McChesney also recommends the increase regulation of commercial broadcasting in the public interest. Experience in the US and abroad, however, indicates that “if commercial broadcasters are not held to high public service standards, they will generate the easiest profits by resorting to the crassest commercialism and overwhelm the balance of media culture”. He adds that this approach will not completely work if commercial broadcasters are permitted to buy their way out of public service obligations.
McChesney’s fourth tactic is easier said than done. He said that a creating a more democratic media system means breaking up the largest firms and establish more competitive markets, thus shifting some control from corporate suppliers to citizens. The system, McChesney said, would put emphasis on valuing the importance of ideological diversity and non commercial editorial content.
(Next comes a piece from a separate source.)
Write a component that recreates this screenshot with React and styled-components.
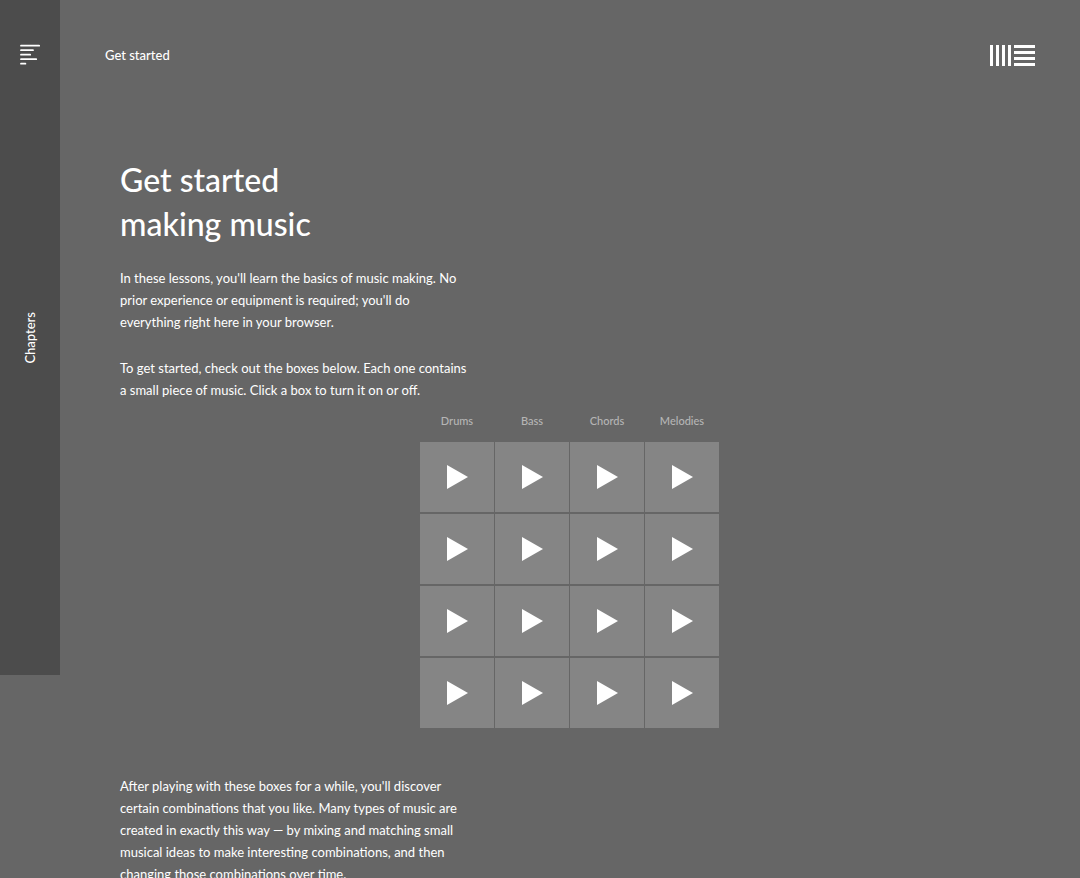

With reduced barriers to entry in specific markets, new firms can join in and could lead to the radical reconfiguration.
Finally, McChesney said the only way to wrestle some control over media and communication from the giant firms that presently dominate the field will be to mobilize some semblance of a popular movement. As Saul Alinsky noted, the only way to beat organized money is with organized people. Media reform is a necessary component --- even a cornerstone --- for any democratic movement. I believe that media literacy will complement McChesney’s options.
It is important that audiences will be able to negotiate the meaning of media texts. The audience should have the ability to distinguish needs from wants; ability to appreciate the various processes involved in message production, and how these messages comprise cultural texts, and maintain a critical and objective distance to cultural texts while retaining the ability to enjoy them
With knowledge on the negotiation of media texts, audiences can offer some sort of resistance and demand more from its media. A paradigm shift may well be on its way when this happens. And the shift is more likely to veer away from the entertainment and celebrity news that the media continues to feed the audience.